37. Penalty. - (1) Any person who contravenes any of the provisions of Section 9 or Section 10 or the rules or bye laws made thereunder shall, on conviction, be punished-
(a) for the first offence, with fine which may extend to five hundred rupees;
(b) for a second and any subsequent offence of the same nature with. imprisonment which may extend to ninety days or with fine which may extend to one thousand rupees or with both and in case of continuing contravention, with a further fine up to rupees one hundred for every day subsequent to the date of second conviction or any subsequent conviction for which contravention has continued:
Provided that in the absence of special and adequate reasons to the contrary mentioned in the judgment of the court the fine for the first Offence shall not be less than two hundred and fifty rupees and for the second or subsequent offence, shall not be less than five hundred rupees.
(2) Any person who contravenes any of the provisions of this Act or the rules or bye-laws made thereunder, except the provisions of Section 9 and 10 and the rules and bye-laws made, shall be punishable with fine which may extend to two hundred rupees and in the case of continuing contravention with a further fine of twenty rupees for every day subsequent to the date of the first conviction for which the contravention has continued.
(3) Whenever any person is convicted of an offence punishable under this Act, the Magistrate shall in addition to any fine which may be imposed, recover summarily and pay to the Market Committee, the amount of fee or any other amount due from him under this Act or the rules or bye-laws made thereunder and may, in his discretion also recover summarily and pay to the Market Committee costs of the prosecution.

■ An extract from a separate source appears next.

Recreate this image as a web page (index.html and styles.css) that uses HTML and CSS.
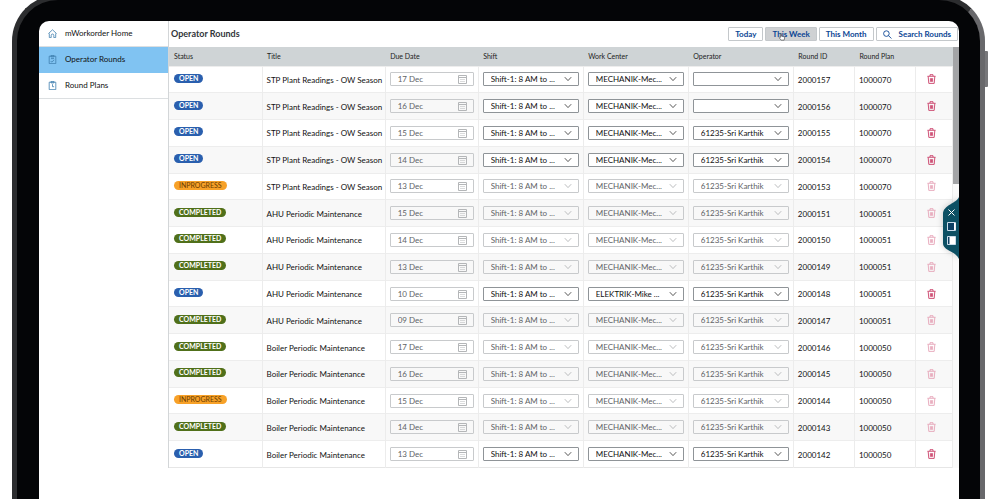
FILE: index.html
```html
<!DOCTYPE html>
<html lang="en">
<head>
<meta charset="utf-8">
<title>Operator Rounds</title>
<link rel="stylesheet" href="styles.css">
</head>
<body>
<svg class="sprite" aria-hidden="true">
  <symbol id="i-chevron" viewBox="0 0 8 6"><path d="M.8 1.2 4 4.6 7.2 1.2" fill="none" stroke="currentColor" stroke-width=".9"/></symbol>
  <symbol id="i-calendar" viewBox="0 0 9 10"><path d="M.5 1.500h8v8h-8zM.5 3.500h8" fill="none" stroke="currentColor"/><path d="M2 5.500h5M2 7.500h5" fill="none" stroke="currentColor" stroke-width=".5"/></symbol>
  <symbol id="i-trash" viewBox="0 0 9 10"><path d="M.4 2.3h8.2M3 2V.7h3V2M1.2 2.6l.6 6.800h5.400l.6-6.800M3.400 4.200v3.600M4.500 4.200v3.600M5.600 4.200v3.600" fill="none" stroke="currentColor" stroke-width=".8"/></symbol>
</svg>
<div class="device">
  <span class="side-key"></span>
  <div class="screen">
    <nav class="sidebar">
      <a class="nav-item" href="#home">
        <svg class="nav-icon" viewBox="0 0 9 9"><path d="M.4 4.6 4.5.8l4.1 3.8M1.3 4.4v4.2h1.9V6.3c0-1.7 2.6-1.7 2.6 0v2.3h1.9V4.4" fill="none" stroke="currentColor" stroke-width=".8"/></svg>
        mWorkorder Home</a>
      <a class="nav-item nav-item-active" href="#rounds" aria-current="page">
        <svg class="nav-icon" viewBox="0 0 9 9"><path d="M1.2 1.2h6.6v7.4H1.2zM3 .4h3v1.5H3zM2.7 6l1 1.1L6.2 5M3 3.6h3" fill="none" stroke="currentColor" stroke-width=".8"/></svg>
        Operator Rounds</a>
      <a class="nav-item" href="#plans">
        <svg class="nav-icon" viewBox="0 0 9 9"><path d="M1.2 1.2h6.6v7.4H1.2zM3 .4h3v1.5H3zM4.5 3.2v2.5h1.6" fill="none" stroke="currentColor" stroke-width=".8"/></svg>
        Round Plans</a>
    </nav>
    <main class="main">
      <header class="toolbar">
        <h1 class="title">Operator Rounds</h1>
        <button class="btn" type="button">Today</button>
        <button class="btn btn-pressed" type="button">This Week
          <svg class="pointer" viewBox="0 0 8 9"><path d="M2.2 5V1.2c0-.9 1.2-.9 1.2 0v2.4l2.8.6c.8.2 1 .6.8 1.4L6.4 8H3L1 5.6c-.5-.7.4-1.3 1.2-.6z" fill="#fff" stroke="#444" stroke-width=".7"/></svg>
        </button>
        <button class="btn" type="button">This Month</button>
        <button class="btn btn-search" type="button">
          <svg class="search-icon" viewBox="0 0 9 9"><path d="M6.2 3.6a2.8 2.8 0 1 1-5.6 0 2.8 2.8 0 0 1 5.6 0zM5.5 5.6l2.9 2.9" fill="none" stroke="currentColor" stroke-width=".9"/></svg>
          Search Rounds</button>
      </header>
      <div class="table-area">
        <table class="rounds">
          <colgroup>
            <col class="c-status"><col class="c-title"><col class="c-date"><col class="c-list"><col class="c-list"><col class="c-list"><col class="c-id"><col class="c-id"><col class="c-action">
          </colgroup>
          <thead>
            <tr><th>Status</th><th>Title</th><th>Due Date</th><th>Shift</th><th>Work Center</th><th>Operator</th><th>Round ID</th><th>Round Plan</th><th></th></tr>
          </thead>
          <tbody id="rows"></tbody>
        </table>
        <div class="scroll-track"><div class="scroll-thumb"></div></div>
      </div>
    </main>
    <aside class="dock">
      <svg class="dock-shape" viewBox="0 0 16 62" preserveAspectRatio="none"><path d="M16 0C14 6 0 8 0 17v29c0 8 13 8 16 16z" fill="#0c5064"/></svg>
      <button class="dock-btn" type="button" aria-label="Close"><svg viewBox="0 0 9 9"><path d="m1.5 1.5 6 6m0-6-6 6" stroke="#fff" fill="none"/></svg></button>
      <button class="dock-btn" type="button" aria-label="Dock right"><svg viewBox="0 0 9 9"><path d="M.5.5h8v8h-8z" stroke="#c9dcea" fill="#0b3f63"/><path d="M7 1h1.5v7H7z" fill="#fff"/></svg></button>
      <button class="dock-btn" type="button" aria-label="Dock left"><svg viewBox="0 0 9 9"><path d="M.5.5h8v8h-8z" stroke="#c9dcea" fill="#fff"/><path d="M1 1h1.5v7H1z" fill="#0b3f63"/></svg></button>
    </aside>
  </div>
</div>
<script src="rounds.js"></script>
</body>
</html>
```

FILE: styles.css
```css
* { box-sizing: border-box; }

body {
  margin: 0;
  background: #fff;
  color: #111;
  font-family: Lato, "Noto Sans", sans-serif;
  font-size: 8px;
  line-height: 10px;
  overflow: hidden;
}

button, input, select { font: inherit; color: inherit; margin: 0; }

.sprite { position: absolute; width: 0; height: 0; }

/* Tablet shell */
.device {
  position: relative;
  display: flex;
  min-height: calc(100vh + 5px);
  margin: -5px 15px 0 12px;
  padding: 21px 21px 0 22px;
  border: 5px solid #2c2d2f;
  border-right-color: #68686b;
  border-bottom: 0;
  border-radius: 46px 46px 0 0;
  background: #040507;
}

.side-key {
  position: absolute;
  top: 51px;
  right: -8px;
  width: 3px;
  height: 36px;
  border-radius: 0 1px 1px 0;
  background: #77777a;
}

.screen {
  position: relative;
  display: flex;
  flex: 1;
  min-width: 0;
  border-radius: 10px 10px 0 0;
  background: #fff;
  overflow: hidden;
}

/* Navigation */
.sidebar {
  flex: 0 0 129px;
  align-self: flex-start;
}

.nav-item {
  display: flex;
  align-items: center;
  gap: 8px;
  height: 26px;
  padding: 0 0 1px 9px;
  border-bottom: 1px solid #dcdfe1;
  color: #111;
  text-decoration: none;
}

.nav-item-active { background: #80c3f2; border-bottom-color: #80c3f2; }

.nav-icon { width: 9px; height: 9px; color: #3f7fae; }

.main {
  flex: 1;
  min-width: 0;
  align-self: flex-start;
  border-left: 1px solid #d3d6d8;
}

/* Toolbar */
.toolbar {
  display: flex;
  align-items: center;
  gap: 2px;
  height: 26px;
  padding: 0 1px 0 2px;
}

.title {
  flex: 1;
  margin: 0;
  font-size: 9px;
  font-weight: 700;
  color: #32363a;
}

.btn {
  position: relative;
  display: flex;
  align-items: center;
  height: 14px;
  padding: 0 6px;
  border: 1px solid #c4c8cb;
  border-radius: 1px;
  background: #fff;
  color: #0b4594;
  font-weight: 700;
}

.btn-pressed { background: #cfd1d3; }

.btn-search { gap: 7px; }

.search-icon { width: 9px; height: 9px; }

.pointer { position: absolute; left: 12px; top: 5px; width: 8px; height: 8px; }

/* Rounds table */
.table-area { display: flex; align-items: stretch; }

.rounds {
  flex: 1;
  width: 100%;
  height: 421px;
  table-layout: fixed;
  border-collapse: collapse;
  border-bottom: 1px solid #e6e6e6;
}

.c-status, .c-date { width: 93px; }
.c-title { width: 123px; }
.c-list { width: 105px; }
.c-id { width: 61px; }
.c-action { width: 37px; }

.rounds th {
  height: 19px;
  padding: 0 5px;
  background: #cfd4d6;
  color: #222;
  font-size: 7px;
  font-weight: 400;
  text-align: left;
}

.rounds td {
  padding: 0 4px;
  border-right: 1px solid #ececec;
  border-top: 1px solid #ededed;
  white-space: nowrap;
}

.rounds td:first-child { padding-left: 5px; }

.rounds .text-cell { padding-top: 1px; }

.rounds tbody tr:nth-child(even) { background: #f8f8f8; }

.badge {
  display: block;
  width: fit-content;
  height: 9px;
  margin-bottom: 2px;
  padding: 0 5px;
  border-radius: 5px;
  font-size: 7px;
  line-height: 9px;
  color: #fff;
  font-weight: 700;
}

.badge-open { background: #2a5fae; }
.badge-completed { background: #50701a; }
.badge-inprogress { background: #f7a128; color: #6a3c00; font-weight: 400; }

.field { display: grid; align-items: center; }

.field > * { grid-area: 1 / 1; }

.field-control {
  width: 100%;
  height: 14px;
  padding: 0 7px;
  border: 1px solid #8f9498;
  border-radius: 1px;
  background: #fff;
  color: #111;
  opacity: 1;
  appearance: none;
}

.field-control:disabled { border-color: #c8cacc; background: transparent; color: #606366; }

.field-icon {
  justify-self: end;
  width: 8px;
  height: 6px;
  margin-right: 7px;
  color: #444;
  pointer-events: none;
}

.field-control:disabled + .field-icon { color: #b4b6b8; }

.field-icon-date { width: 9px; height: 10px; }

.delete {
  display: block;
  margin: 0 0 0 7px;
  padding: 0;
  border: 0;
  background: none;
  color: #c42a57;
}

.delete:disabled { color: #e39ab0; }

.delete-icon { display: block; width: 9px; height: 10px; }

.scroll-track { flex: 0 0 6px; background: #fafafa; }
.scroll-thumb { height: 137px; background: #a3a4a6; }

/* Dock handle at the screen edge */
.dock {
  position: absolute;
  top: 176px;
  right: 0;
  display: flex;
  flex-direction: column;
  align-items: center;
  gap: 5px;
  width: 16px;
  height: 62px;
  padding-top: 11px;
  filter: drop-shadow(0 0 3px #0003);
}

.dock-shape { position: absolute; inset: 0; width: 16px; height: 62px; }

.dock-btn {
  position: relative;
  width: 9px;
  height: 9px;
  padding: 0;
  border: 0;
  background: none;
}

.dock-btn svg { display: block; width: 9px; height: 9px; }
```

FILE: rounds.js
```js
const STP = "STP Plant Readings - OW Season";
const AHU = "AHU Periodic Maintenance";
const BOILER = "Boiler Periodic Maintenance";
const MECH = "MECHANIK-Mec...";
const ELEK = "ELEKTRIK-Mike ...";
const SRI = "61235-Sri Karthik";

const rounds = [
  ["OPEN", STP, "17 Dec", MECH, "", "2000157", "1000070"],
  ["OPEN", STP, "16 Dec", MECH, "", "2000156", "1000070"],
  ["OPEN", STP, "15 Dec", MECH, SRI, "2000155", "1000070"],
  ["OPEN", STP, "14 Dec", MECH, SRI, "2000154", "1000070"],
  ["INPROGRESS", STP, "13 Dec", MECH, SRI, "2000153", "1000070"],
  ["COMPLETED", AHU, "15 Dec", MECH, SRI, "2000151", "1000051"],
  ["COMPLETED", AHU, "14 Dec", MECH, SRI, "2000150", "1000051"],
  ["COMPLETED", AHU, "13 Dec", MECH, SRI, "2000149", "1000051"],
  ["OPEN", AHU, "10 Dec", ELEK, SRI, "2000148", "1000051"],
  ["COMPLETED", AHU, "09 Dec", MECH, SRI, "2000147", "1000051"],
  ["COMPLETED", BOILER, "17 Dec", MECH, SRI, "2000146", "1000050"],
  ["COMPLETED", BOILER, "16 Dec", MECH, SRI, "2000145", "1000050"],
  ["INPROGRESS", BOILER, "15 Dec", MECH, SRI, "2000144", "1000050"],
  ["COMPLETED", BOILER, "14 Dec", MECH, SRI, "2000143", "1000050"],
  ["OPEN", BOILER, "13 Dec", MECH, SRI, "2000142", "1000050"],
];

const list = (label, value, off) => `<div class="field">
  <select class="field-control" aria-label="${label}" ${off}><option>${value}</option></select>
  <svg class="field-icon"><use href="#i-chevron"/></svg></div>`;

document.getElementById("rows").innerHTML = rounds.map(
  ([status, title, date, center, operator, id, plan]) => {
    const off = status === "OPEN" ? "" : "disabled";
    return `<tr>
      <td><span class="badge badge-${status.toLowerCase()}">${status}</span></td>
      <td class="text-cell">${title}</td>
      <td><div class="field">
        <input class="field-control" aria-label="Due date of ${id}" value="${date}" disabled>
        <svg class="field-icon field-icon-date"><use href="#i-calendar"/></svg></div></td>
      <td>${list("Shift of " + id, "Shift-1: 8 AM to ...", off)}</td>
      <td>${list("Work center of " + id, center, off)}</td>
      <td>${list("Operator of " + id, operator, off)}</td>
      <td class="text-cell">${id}</td>
      <td class="text-cell">${plan}</td>
      <td><button class="delete" type="button" aria-label="Delete ${id}" ${off}>
        <svg class="delete-icon"><use href="#i-trash"/></svg></button></td>
    </tr>`;
  }
).join("");
```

The breach or infringement of the conditions of licence and Government Order would make out prima facie offences under Section 37 of the Act.

9. Now the question is to be determined as to how far by making the purchase of wheat at the price below the minimum-supporting price, the petitioners have committed criminal breach of trust. Petitioners were given the licence for making the bulk purchase from the growers. The fact remains that this scheme for sale and purchase was formulated for the benefit of both the farmers and purchasers at one center with the minimum fixed price. For that purpose licence was given to the company, A short of public trust was evolved on the purchasers so as to prevent unfair dealing with the farmers. But this Doctrine of Public Trust' cannot be invoked in fixing the criminal liability and the whole matter will have to be decided on the principle of criminal jurisprudence, one which is that the criminal liability has to be strictly construed and the offence can be said to have been committed only when the ingredients of that offence as defined in the statute are found to have been satisfied. The matter may be examined in the context of the allegations made in the written report that the licence was given for making bulk purchase from' the center at Behjoi. This allocation of area for the purchase of wheat is done for smooth, proper and convenient business transaction between the farmers and purchasers. In this way, neither of 'trust', as ordinarily understood or defined under the trust Act, was created in favour of the petitioners nor did they become trustees in that sense In the sense no trust enforceable under the law, has been created. In order to ascertain criminal liability, the definition of the offence of "criminal breach of trust as defined under Section 405 IPC, minus explanation, is asunder:

405. Criminal breach of trust.- Whoever, being in -any manner entrusted with property, or with any dominion over property, dishonestly misappropriates or converts to his own use that property, or dishonestly uses or disposes of that property in violation of any direction of law prescribing the mode in which such trust is to be discharged, or of any legal contract, express or implied, which he has made touching the discharge of such trust, or willfully suffers any other person so to do, commits 'criminal breach of trust'.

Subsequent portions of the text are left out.